Les États-Unis, le Canada et le Royaume-Uni connaissent depuis une dizaine d’années un grand réveil militant progressiste, souvent identifié sous les termes de woke ou de wokisme. Ce phénomène s’articule sur une utopie égalitariste, une version de la « justice sociale » recalibrée autour des groupes dits historiquement marginalisés en raison de leur ethnicité, orientation sexuelle, religion, handicap ou genre.
C’est dans ce contexte de grand réveil militant qui place les identités de « race » et de genre au centre des dynamiques sociales et politiques que se distingue l’irruption dans le champ du débat public des questions relatives aux transidentités. Auparavant confinées à certaines disciplines universitaires et aux cercles militants, les théories du genre se sont émancipées de leurs niches surtout à partir du début des années 2010 et le langage du transgenrisme s’est propagé dans les médias de prestige, les réseaux sociaux et un certain nombre d’institutions avec une rapidité stupéfiante.
Dans cet article, le terme transgenrisme fait référence à l’effort d’ingénierie conceptuelle qui propose une révision de l’ordre normatif sexuel non plus articulée sur les propriétés biologiques ou même autour du « rôle social » développé par les philosophes féministes, mais sur la seule expérience subjective. Ce courant propose en effet un développement conceptuel supplémentaire dépassant la distinction sexe/genre et stipulant que la seule condition nécessaire et suffisante pour être une femme/femelle (ou un homme/mâle) est de s’identifier comme telle.
Le critère d’identification d’une femme, d’un homme ou d’une identité alternative repose uniquement sur l’acte performatif de l’individu, c’est-à-dire l’« affirmation » de son identité de genre par l’intermédiaire de la répétition régulière d’actes verbaux et comportementaux (habillement, maniérisme, annonce de ses pronoms tels que iel, ul et ol, ael, im et em, etc.).
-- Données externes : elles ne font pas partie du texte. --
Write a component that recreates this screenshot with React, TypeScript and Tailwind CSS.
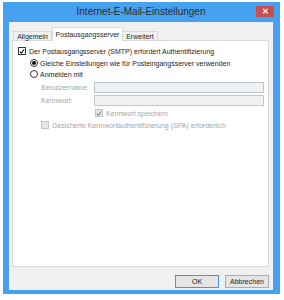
const font = "font-['Liberation_Sans',Arial,sans-serif]";

const CheckMark = ({ color }: { color: string }) => (
    <svg width="7" height="7" viewBox="0 0 7 7" className="block">
        <path d="M1 3.6 L2.8 5.4 L6 1.2" fill="none" stroke={color} strokeWidth="1.3" />
    </svg>
);

const Checkbox = ({ checked, disabled }: { checked?: boolean; disabled?: boolean }) => (
    <span
        className={
            disabled
                ? "flex h-[8px] w-[8px] shrink-0 items-center justify-center border border-[#c4c4c4] bg-[#e6e6e6]"
                : "flex h-[8px] w-[8px] shrink-0 items-center justify-center border border-[#333333] bg-white"
        }
    >
        {checked && <CheckMark color={disabled ? "#8a8a8a" : "#111111"} />}
    </span>
);

const Radio = ({ checked }: { checked?: boolean }) => (
    <span className="flex h-[8px] w-[8px] shrink-0 items-center justify-center rounded-full border border-[#333333] bg-white">
        {checked && <span className="h-[4px] w-[4px] rounded-full bg-[#111111]" />}
    </span>
);

export default function App() {
    return (
        <div className={`h-[300px] w-[284px] bg-white pt-[2px] pl-[3px] ${font}`}>
            <div className="flex h-[292px] w-[277px] flex-col bg-[#47a1f1] pr-[7px] pb-[4px] pl-[6px]">
                {/* title bar */}
                <div className="relative flex h-[20px] shrink-0 items-center justify-center">
                    <span className="text-[10px] leading-none text-[#2b2b2b]">
                        Internet-E-Mail-Einstellungen
                    </span>
                    <div className="absolute top-[4px] right-[-1px] flex h-[11px] w-[18px] items-center justify-center bg-[#c75050] text-[8px] leading-none font-bold text-white">
                        ✕
                    </div>
                </div>

                {/* client area */}
                <div className="flex flex-1 flex-col bg-[#f0f0f0] pt-[5px] pr-[4px] pl-[3px] text-[7px] leading-none text-[#1e1e1e]">
                    <div className="relative z-10 flex h-[13px] items-end pl-[1px]">
                        <div className="flex h-[9px] w-[39px] items-center justify-center border border-b-0 border-[#d9d9d9] bg-[#f0f0f0]">
                            Allgemein
                        </div>
                        <div className="mb-[-1px] flex h-[14px] w-[71px] items-center justify-center border border-b-0 border-[#d9d9d9] bg-white">
                            Postausgangsserver
                        </div>
                        <div className="flex h-[9px] w-[35px] items-center justify-center border border-b-0 border-l-0 border-[#d9d9d9] bg-[#f0f0f0]">
                            Erweitert
                        </div>
                    </div>

                    <div className="flex h-[227px] flex-col border border-[#d9d9d9] bg-white pt-[5px] pl-[5px]">
                        <div className="flex h-[10px] items-center gap-[3px]">
                            <Checkbox checked />
                            <span>Der Postausgangsserver (SMTP) erfordert Authentifizierung</span>
                        </div>
                        <div className="mt-[2px] flex h-[10px] items-center gap-[2px] pl-[12px]">
                            <Radio checked />
                            <span>Gleiche Einstellungen wie für Posteingangsserver verwenden</span>
                        </div>
                        <div className="mt-[1px] flex h-[10px] items-center gap-[2px] pl-[12px]">
                            <Radio />
                            <span>Anmelden mit</span>
                        </div>
                        <div className="mt-[3px] flex h-[11px] items-center pl-[23px] text-[#a6a6a6]">
                            <span className="w-[53px]">Benutzername:</span>
                            <div className="h-[11px] w-[170px] border border-[#b9c7d6] bg-[#f0f0f0]" />
                        </div>
                        <div className="mt-[2px] flex h-[11px] items-center pl-[23px] text-[#a6a6a6]">
                            <span className="w-[53px]">Kennwort:</span>
                            <div className="h-[11px] w-[170px] border border-[#b9c7d6] bg-[#f0f0f0]" />
                        </div>
                        <div className="mt-[2px] flex h-[10px] items-center gap-[3px] pl-[77px] text-[#a6a6a6]">
                            <Checkbox checked disabled />
                            <span>Kennwort speichern</span>
                        </div>
                        <div className="mt-[2px] flex h-[10px] items-center gap-[3px] pl-[23px] text-[#a6a6a6]">
                            <Checkbox disabled />
                            <span>Gesicherte Kennwortauthentifizierung (SPA) erforderlich</span>
                        </div>
                    </div>

                    <div className="mt-[8px] flex justify-end gap-[6px]">
                        <button className="flex h-[13px] w-[44px] items-center justify-center border border-[#3c9be8] bg-[#e5e5e5] text-[7px] leading-none text-[#1e1e1e]">
                            OK
                        </button>
                        <button className="flex h-[13px] w-[44px] items-center justify-center border border-[#adadad] bg-[#e5e5e5] text-[7px] leading-none text-[#1e1e1e]">
                            Abbrechen
                        </button>
                    </div>
                </div>
            </div>
        </div>
    );
}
Si redéfinir ce qu’est un homme ou une femme à partir de l’auto-identification semble introduire une circularité incompatible avec l’objectif d’une définition (« une femme est une personne qui s’identifie comme femme »), cette révision répond en revanche à l’impératif d’inclusivité de la « justice sociale » : englober dans une même définition toutes les variations de l’« être femme » (ou respectivement de l’« être homme »).
Le second chapitre se concentre sur la réception du transgenrisme dans le champ du christianisme contemporain. Il développe, d’un côté du spectre, la manière dont les milieux chrétiens progressistes s’enrichissent de la vigueur militante de la « justice sociale » et intègrent les ressources théoriques du féminisme trans-inclusif, et à l’autre extrémité, les formes de résistance intellectuelle contre ces deux influences adoptées par les intellectuels chrétiens de sensibilité conservatrice. Nous verrons que les franges les plus progressistes du protestantisme tendent à déclarer la compatibilité du transgenrisme avec le christianisme à partir de la réinterprétation du récit biblique, tandis que leurs coreligionnaires conservateurs développent un argumentaire philosophique visant à mettre en évidence que même les formes théoriques les plus élaborées du transgenrisme débouchent sur des conclusions qui sont au contraire incompatibles avec la tradition chrétienne.